SOURCE MATERIAL ->

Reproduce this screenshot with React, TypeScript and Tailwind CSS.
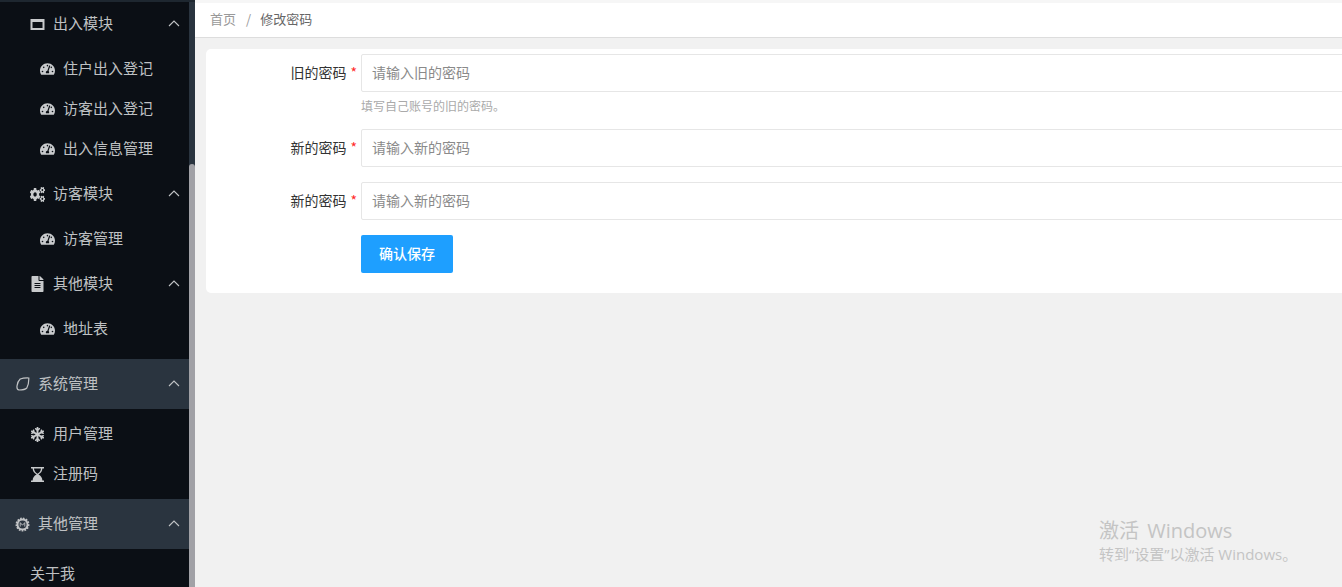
import React from "react";
import { FaTachometerAlt, FaCogs, FaFileAlt, FaSnowflake } from "react-icons/fa";

const font = { fontFamily: '"Noto Sans CJK SC", "Liberation Sans", sans-serif' };

function Chevron() {
  return (
    <svg width="12" height="7" viewBox="0 0 12 7" fill="none" stroke="#c2c4c6" strokeWidth="1.1" className="ml-auto mr-[9px] mt-[-2px] shrink-0">
      <path d="M1 6 L6 1 L11 6" />
    </svg>
  );
}

function Sub({ label }: { label: string }) {
  return (
    <div className="flex h-10 items-center pl-10 text-[15px] text-[#bfc1c3]">
      <FaTachometerAlt className="h-[16px] w-[15px] text-[#c8cacc]" />
      <span className="mb-[2px] ml-[8px]">{label}</span>
    </div>
  );
}

function Group({ icon, label }: { icon: React.ReactNode; label: string }) {
  return (
    <div className="flex h-[50px] items-center pl-[30px] text-[15px] text-[#bfc1c3]">
      <span className="flex w-[15px] justify-center text-[#c8cacc]">{icon}</span>
      <span className="mb-[2px] ml-[8px]">{label}</span>
      <Chevron />
    </div>
  );
}

function Top({ icon, label }: { icon: React.ReactNode; label: string }) {
  return (
    <div className="flex h-[50px] items-center bg-[#2a343f] pl-[15px] text-[15px] text-[#bfc1c3]">
      <span className="flex w-[15px] justify-center">{icon}</span>
      <span className="mb-[2px] ml-[8px]">{label}</span>
      <Chevron />
    </div>
  );
}

function Leaf({ icon, label }: { icon?: React.ReactNode; label: string }) {
  return (
    <div className="flex h-10 items-center pl-[30px] text-[15px] text-[#bfc1c3]">
      {icon && <span className="mr-[8px] flex w-[15px] justify-center text-[#c8cacc]">{icon}</span>}
      <span className="mb-[2px]">{label}</span>
    </div>
  );
}

function Field({ label, placeholder, hint }: { label: string; placeholder: string; hint?: string }) {
  return (
    <div>
      <div className="flex items-center">
        <div className="mb-[2px] w-[155px] shrink-0 pr-[4px] text-right text-sm text-[#333333]">
          {label}
          <span className="ml-[4px] text-[#ff2a2a]">*</span>
        </div>
        <div className="box-border flex h-[38px] min-w-0 flex-1 items-center rounded-[2px] border border-[#e6e6e6] bg-white pl-[10px] text-sm text-[#8a8a8a]">
          <span className="mb-[2px]">{placeholder}</span>
        </div>
      </div>
      {hint && <div className="ml-[155px] mt-[5px] h-[18px] text-xs leading-[18px] text-[#aaaaaa]">{hint}</div>}
    </div>
  );
}

export default function App() {
  return (
    <div className="relative flex h-[587px] w-[1342px] overflow-hidden bg-[#f1f1f1]" style={font}>
      <aside className="flex h-full w-[195px] shrink-0 flex-col overflow-hidden bg-[#0b0f15]">
        <div className="h-[2px] shrink-0 bg-[#1e2730]" />
        <div className="flex min-h-0 flex-1">
          <div className="mt-[-3px] w-[189px] shrink-0">
            <Group
              icon={
                <svg width="15" height="13" viewBox="0 0 15 13">
                  <path fillRule="evenodd" fill="#c8cacc" d="M0.5 1 H14.5 V12 H0.5 Z M2.5 4 V10 H12.5 V4 Z" />
                </svg>
              }
              label="出入模块"
            />
            <Sub label="住户出入登记" />
            <Sub label="访客出入登记" />
            <Sub label="出入信息管理" />
            <Group icon={<FaCogs preserveAspectRatio="none" className="h-[15px] w-[15px]" />} label="访客模块" />
            <Sub label="访客管理" />
            <Group icon={<FaFileAlt className="h-[16px] w-[13px]" />} label="其他模块" />
            <Sub label="地址表" />
            <div className="h-[10px]" />
            <Top
              icon={
                <svg width="14" height="14" viewBox="0 0 14 14" fill="none" stroke="#c2c4c6" strokeWidth="1.2">
                  <path d="M4.2 2 Q7.5 0.8 12.8 1 Q13 7 10.8 11 Q8.8 13 3 13 Q0.6 12.5 1 9 Q1.5 4.5 4.2 2 Z" />
                </svg>
              }
              label="系统管理"
            />
            <div className="h-[5px]" />
            <Leaf icon={<FaSnowflake className="h-[15px] w-[15px]" />} label="用户管理" />
            <Leaf
              icon={
                <svg width="13" height="15" viewBox="0 0 13 15">
                  <path fill="#c8cacc" d="M0 0 H13 V1.6 H11.4 Q11.2 5.5 7.4 7.5 Q11.2 9.5 11.4 13.4 H13 V15 H0 V13.4 H1.6 Q1.8 9.5 5.6 7.5 Q1.8 5.5 1.6 1.6 H0 Z" />
                  <path fill="#0b0f15" d="M3 1.6 H10 Q9.8 5 6.5 6.8 Q3.2 5 3 1.6 Z" />
                </svg>
              }
              label="注册码"
            />
            <div className="h-[5px]" />
            <Top
              icon={
                <svg width="15" height="15" viewBox="0 0 15 15">
                  <circle cx="7.5" cy="7.5" r="6" fill="#c2c4c6" stroke="#c2c4c6" strokeWidth="2" strokeDasharray="1.6 1.2" />
                  <circle cx="7.5" cy="7.5" r="4" fill="#2a343f" />
                  <path d="M5.2 9.6 V5.6 L7.5 8.2 L9.8 5.6 V9.6" fill="none" stroke="#c2c4c6" strokeWidth="0.9" />
                </svg>
              }
              label="其他管理"
            />
            <div className="h-[5px]" />
            <Leaf label="关于我" />
          </div>
          <div className="flex w-[6px] shrink-0 flex-col bg-[#2a343f]">
            <div className="h-[162px] shrink-0" />
            <div className="flex-1 rounded-t-[3px] bg-[#a1a1a6]" />
          </div>
        </div>
      </aside>
      <main className="flex min-w-0 flex-1 flex-col">
        <div className="h-[3px] shrink-0 bg-[#f6f6f6]" />
        <div className="flex h-[35px] shrink-0 items-center border-b border-[#dddddd] bg-white pl-[15px] text-[13px]">
          <span className="mb-[2px] text-[#999999]">首页</span>
          <span className="mb-[2px] ml-[10px] mr-[9px] text-[#999999]">/</span>
          <span className="mb-[2px] text-[#666666]">修改密码</span>
        </div>
        <div className="ml-[11px] mt-[11px] mr-[-20px] box-border flex h-[244px] flex-col rounded-[5px] bg-white pt-[5px]">
          <Field label="旧的密码" placeholder="请输入旧的密码" hint="填写自己账号的旧的密码。" />
          <div className="mt-[14px]">
            <Field label="新的密码" placeholder="请输入新的密码" />
          </div>
          <div className="mt-[15px]">
            <Field label="新的密码" placeholder="请输入新的密码" />
          </div>
          <div className="ml-[155px] mt-[15px] flex h-[38px] w-[92px] items-center justify-center rounded-[2px] bg-[#1e9fff] text-sm font-medium text-white">
            <span className="mb-[2px]">确认保存</span>
          </div>
        </div>
      </main>
      <div className="absolute left-[1099px] top-[516px] text-[#c4c4c4]" style={{ fontFamily: '"Open Sans", "Noto Sans CJK SC", sans-serif' }}>
        <div className="whitespace-nowrap text-xl leading-[29px] [word-spacing:3px]">激活 Windows</div>
        <div className="whitespace-nowrap text-[15px] leading-[18px]">转到“设置”以激活 Windows。</div>
      </div>
    </div>
  );
}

TASK TO CARRY OUT -> Write out every line above exactly as it is, leaving out the pictures.

TASK RESULT ->
Reproduce this screenshot with React, TypeScript and Tailwind CSS.
import React from "react";
import { FaTachometerAlt, FaCogs, FaFileAlt, FaSnowflake } from "react-icons/fa";

const font = { fontFamily: '"Noto Sans CJK SC", "Liberation Sans", sans-serif' };

function Chevron() {
  return (
    <svg width="12" height="7" viewBox="0 0 12 7" fill="none" stroke="#c2c4c6" strokeWidth="1.1" className="ml-auto mr-[9px] mt-[-2px] shrink-0">
      <path d="M1 6 L6 1 L11 6" />
    </svg>
  );
}

function Sub({ label }: { label: string }) {
  return (
    <div className="flex h-10 items-center pl-10 text-[15px] text-[#bfc1c3]">
      <FaTachometerAlt className="h-[16px] w-[15px] text-[#c8cacc]" />
      <span className="mb-[2px] ml-[8px]">{label}</span>
    </div>
  );
}

function Group({ icon, label }: { icon: React.ReactNode; label: string }) {
  return (
    <div className="flex h-[50px] items-center pl-[30px] text-[15px] text-[#bfc1c3]">
      <span className="flex w-[15px] justify-center text-[#c8cacc]">{icon}</span>
      <span className="mb-[2px] ml-[8px]">{label}</span>
      <Chevron />
    </div>
  );
}

function Top({ icon, label }: { icon: React.ReactNode; label: string }) {
  return (
    <div className="flex h-[50px] items-center bg-[#2a343f] pl-[15px] text-[15px] text-[#bfc1c3]">
      <span className="flex w-[15px] justify-center">{icon}</span>
      <span className="mb-[2px] ml-[8px]">{label}</span>
      <Chevron />
    </div>
  );
}

function Leaf({ icon, label }: { icon?: React.ReactNode; label: string }) {
  return (
    <div className="flex h-10 items-center pl-[30px] text-[15px] text-[#bfc1c3]">
      {icon && <span className="mr-[8px] flex w-[15px] justify-center text-[#c8cacc]">{icon}</span>}
      <span className="mb-[2px]">{label}</span>
    </div>
  );
}

function Field({ label, placeholder, hint }: { label: string; placeholder: string; hint?: string }) {
  return (
    <div>
      <div className="flex items-center">
        <div className="mb-[2px] w-[155px] shrink-0 pr-[4px] text-right text-sm text-[#333333]">
          {label}
          <span className="ml-[4px] text-[#ff2a2a]">*</span>
        </div>
        <div className="box-border flex h-[38px] min-w-0 flex-1 items-center rounded-[2px] border border-[#e6e6e6] bg-white pl-[10px] text-sm text-[#8a8a8a]">
          <span className="mb-[2px]">{placeholder}</span>
        </div>
      </div>
      {hint && <div className="ml-[155px] mt-[5px] h-[18px] text-xs leading-[18px] text-[#aaaaaa]">{hint}</div>}
    </div>
  );
}

export default function App() {
  return (
    <div className="relative flex h-[587px] w-[1342px] overflow-hidden bg-[#f1f1f1]" style={font}>
      <aside className="flex h-full w-[195px] shrink-0 flex-col overflow-hidden bg-[#0b0f15]">
        <div className="h-[2px] shrink-0 bg-[#1e2730]" />
        <div className="flex min-h-0 flex-1">
          <div className="mt-[-3px] w-[189px] shrink-0">
            <Group
              icon={
                <svg width="15" height="13" viewBox="0 0 15 13">
                  <path fillRule="evenodd" fill="#c8cacc" d="M0.5 1 H14.5 V12 H0.5 Z M2.5 4 V10 H12.5 V4 Z" />
                </svg>
              }
              label="出入模块"
            />
            <Sub label="住户出入登记" />
            <Sub label="访客出入登记" />
            <Sub label="出入信息管理" />
            <Group icon={<FaCogs preserveAspectRatio="none" className="h-[15px] w-[15px]" />} label="访客模块" />
            <Sub label="访客管理" />
            <Group icon={<FaFileAlt className="h-[16px] w-[13px]" />} label="其他模块" />
            <Sub label="地址表" />
            <div className="h-[10px]" />
            <Top
              icon={
                <svg width="14" height="14" viewBox="0 0 14 14" fill="none" stroke="#c2c4c6" strokeWidth="1.2">
                  <path d="M4.2 2 Q7.5 0.8 12.8 1 Q13 7 10.8 11 Q8.8 13 3 13 Q0.6 12.5 1 9 Q1.5 4.5 4.2 2 Z" />
                </svg>
              }
              label="系统管理"
            />
            <div className="h-[5px]" />
            <Leaf icon={<FaSnowflake className="h-[15px] w-[15px]" />} label="用户管理" />
            <Leaf
              icon={
                <svg width="13" height="15" viewBox="0 0 13 15">
                  <path fill="#c8cacc" d="M0 0 H13 V1.6 H11.4 Q11.2 5.5 7.4 7.5 Q11.2 9.5 11.4 13.4 H13 V15 H0 V13.4 H1.6 Q1.8 9.5 5.6 7.5 Q1.8 5.5 1.6 1.6 H0 Z" />
                  <path fill="#0b0f15" d="M3 1.6 H10 Q9.8 5 6.5 6.8 Q3.2 5 3 1.6 Z" />
                </svg>
              }
              label="注册码"
            />
            <div className="h-[5px]" />
            <Top
              icon={
                <svg width="15" height="15" viewBox="0 0 15 15">
                  <circle cx="7.5" cy="7.5" r="6" fill="#c2c4c6" stroke="#c2c4c6" strokeWidth="2" strokeDasharray="1.6 1.2" />
                  <circle cx="7.5" cy="7.5" r="4" fill="#2a343f" />
                  <path d="M5.2 9.6 V5.6 L7.5 8.2 L9.8 5.6 V9.6" fill="none" stroke="#c2c4c6" strokeWidth="0.9" />
                </svg>
              }
              label="其他管理"
            />
            <div className="h-[5px]" />
            <Leaf label="关于我" />
          </div>
          <div className="flex w-[6px] shrink-0 flex-col bg-[#2a343f]">
            <div className="h-[162px] shrink-0" />
            <div className="flex-1 rounded-t-[3px] bg-[#a1a1a6]" />
          </div>
        </div>
      </aside>
      <main className="flex min-w-0 flex-1 flex-col">
        <div className="h-[3px] shrink-0 bg-[#f6f6f6]" />
        <div className="flex h-[35px] shrink-0 items-center border-b border-[#dddddd] bg-white pl-[15px] text-[13px]">
          <span className="mb-[2px] text-[#999999]">首页</span>
          <span className="mb-[2px] ml-[10px] mr-[9px] text-[#999999]">/</span>
          <span className="mb-[2px] text-[#666666]">修改密码</span>
        </div>
        <div className="ml-[11px] mt-[11px] mr-[-20px] box-border flex h-[244px] flex-col rounded-[5px] bg-white pt-[5px]">
          <Field label="旧的密码" placeholder="请输入旧的密码" hint="填写自己账号的旧的密码。" />
          <div className="mt-[14px]">
            <Field label="新的密码" placeholder="请输入新的密码" />
          </div>
          <div className="mt-[15px]">
            <Field label="新的密码" placeholder="请输入新的密码" />
          </div>
          <div className="ml-[155px] mt-[15px] flex h-[38px] w-[92px] items-center justify-center rounded-[2px] bg-[#1e9fff] text-sm font-medium text-white">
            <span className="mb-[2px]">确认保存</span>
          </div>
        </div>
      </main>
      <div className="absolute left-[1099px] top-[516px] text-[#c4c4c4]" style={{ fontFamily: '"Open Sans", "Noto Sans CJK SC", sans-serif' }}>
        <div className="whitespace-nowrap text-xl leading-[29px] [word-spacing:3px]">激活 Windows</div>
        <div className="whitespace-nowrap text-[15px] leading-[18px]">转到“设置”以激活 Windows。</div>
      </div>
    </div>
  );
}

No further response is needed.